Seizing on that exchange, Clawson wrote: "The Council's refusal to publicly discuss or cite the legal authority that permits the City Council to enact a linkage fee--in favor of meeting behind closed doors in an executive session--is more than a little concerning, it is against the law. Publicly disclosing the legal basis for linkage fee is vastly different than seeking legal advice from your attorney. There is no doubt that it is simpler to discuss in private for the purpose of political expediency, but the Open Public Meetings Act requires much more."
O'Brien staffer Esther Handy tells Fizz: "Mike has asked the Law Department to respond to the McCullough Hill Leary letter. It is very routine for Councilmembers to get legal advice from the Law Department in executive session. McCullough Hill Leary is currently suing the city over the existing [Incentive Zoning] program on behalf of several downtown developers, so they are particularly hostile to this ... idea."
Hostile developers or not, the question of whether the public has the right to know if the action the council is considering is authorized by state law seems pretty basic. We asked the law department about O'Brien's intent to go behind closed doors.
Kimberly Mills, communications director for City Attorney Pete Holmes, would say only that "We're confident we're on the right side of the law," adding that the city attorney's office had every right to sit down privately with the council: "Our attorneys give advice to City clients only."
O'Brien's office has asked the Holmes' office to provide a response to McCullough Hill Leary.
2. We'll be watching socialist city council member Kshama Sawant's energy committee this morning, if only because classes start at UW today and—feeling nostalgic for our student days—we think a lecture on Hegel, Marx, dialectical materialism, and alienation sounds enlightening.
"Working people already face substantial economic hardship because they are paid less in wages than the value of their work."
Check out the Marxist oratory Sawant has scripted into her bill: "WHEREAS, on average, around the world and throughout history, working people already face substantial economic hardship because they are paid less in wages than the value of their work;"
As her fiery presentation, with its talk of "classes" of ratepayers and charts comparing the average rates paid by residential customers and "big business," makes clear, Sawant believes ordinary ratepayers pay too much for electricity while corporations get breaks on their electric bills.
After several other more-down-to-earth "WHEREAS" statements—"WHEREAS, in 2013 Seattle apartment rents rose higher than anywhere in the nation;" and "WHEREAS, Seattle is becoming an increasingly unaffordable city for poor and working people;" and "WHEREAS, the 2015-2020 strategic plan of Seattle Public Utilities also projects significant rate increases each of the next 6 years;" and "WHEREAS, the cost allocation model the City of Seattle uses to design electricity rates across classes leads to residential Seattle City Light customers being charged significantly more for electricity on average than high capacity customers;"—Sawant's legislation sets out to lower rates for non-business City Light customers.
NOW, THEREFORE,
BE IT RESOLVED BY THE CITY COUNCIL OF THE CITY OF SEATTLE, THAT:
During the first quarter of 2015, the Seattle City Council intends to review Seattle City Light's customer class design and cost allocation among those classes with a view to lowering the costs to Seattle City Light's non-business customers beginning in 2016. The review will include consideration of merging the residential and general service classes for all customers within the City of Seattle.
Sawant has been hinting that she wants to equalize rates across different user classes since practically her first week in office; back in January, she criticized a proposed City Light rate surcharge, and has repeatedly argued that rate increases should fall more heavily on large businesses rather than working people.
3. Supporters of the union-backed alternative to the city's own preschool funding measure have been recommending that local Democratic Districts stay neutral in the standoff by endorsing neither measure. (The union measure mandating training and higher wages for preschool teachers is unfunded; in contrast, the city's pays for subsidized preshcool slots.)
The unions got their way last night.
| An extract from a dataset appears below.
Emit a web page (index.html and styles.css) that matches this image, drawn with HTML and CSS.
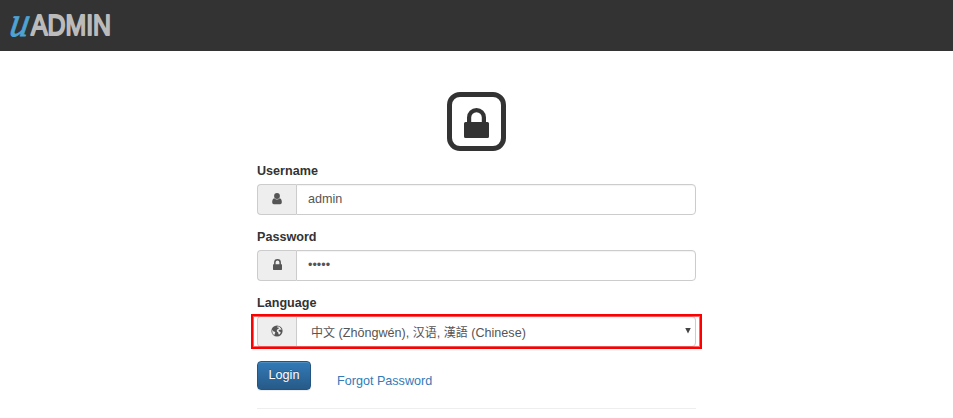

In a win the union measure, Prop. 1A, (if you believe, in fact, that they really don't want a pro-endorsement and aren't simply settling for a neutral position because a 'Yes' vote is out of reach), the King County Democrats failed to endorse the city's measure, Prop. 1B.
The city's Prop 1B campaign, which won a surprise big-deal endorsement from the King County Labor Council (the KCLC also rejected a bid by the union's for an affirmative endorsement), is looking for endorsements from the city's Democratic Legislative Districts and have got them so far from the 43rd (Capitol Hill, the University District) and the 34th (West Seattle).
The 37th (Southeast Seattle), the 36th (Ballard Queen Anne), the 11th (parts of South Seattle), and the 32nd (a sliver of North Seattle) have all voted against endorsing Prop 1B.
The 46th (North Seattle) is taking up the measure later this week.